CASS. CIV. 1re, 17 septembre 2025 : pourvoi n° 24-10498 ; arrêt n° 563 

Publication : Legifrance

 

Extrait : « 7. Dans une affaire concernant la déclaration constatant le caractère exécutoire d'une décision luxembourgeoise relative à des prêts souscrits par d'autres emprunteurs français auprès de la même banque, la Cour de cassation a renvoyé à la Cour de justice de l'Union européenne les trois questions préjudicielles suivantes (Cass., 1re civ., 17 septembre 2025, pourvoi n° 23-15.481) :

« 1°) L'article 24 du règlement (CE) n° 44/2001 du Conseil du 22 décembre 2000 concernant la compétence judiciaire, la reconnaissance et l'exécution des décisions en matière civile et commerciale doit-il être interprété en ce sens que le fait pour une partie domiciliée dans un État membre de déclarer sa créance à une procédure d'insolvabilité ouverte dans un autre État membre emporte prorogation de la compétence du juge de la procédure d'insolvabilité à l'égard d'une demande reconventionnelle dirigée contre cette partie, alors qu'elle revendique la qualité de consommateur ?

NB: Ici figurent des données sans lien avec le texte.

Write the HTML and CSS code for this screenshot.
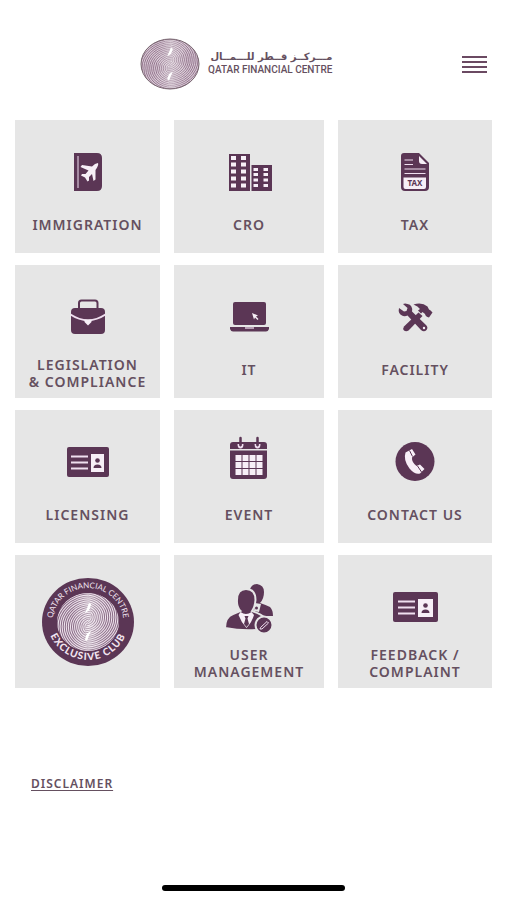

2°) L'article 24 du règlement (CE) n° 44/2001 du Conseil du 22 décembre 2000 concernant la compétence judiciaire, la reconnaissance et l'exécution des décisions en matière civile et commerciale doit-il être interprété en ce sens qu'une exception de litispendance, par laquelle une partie qui se prévaut de la qualité de consommateur revendique expressément la compétence du tribunal de son domicile en application de l'article 15 du règlement Bruxelles I, équivaut à une contestation de la compétence de la juridiction saisie au sens de ce texte ?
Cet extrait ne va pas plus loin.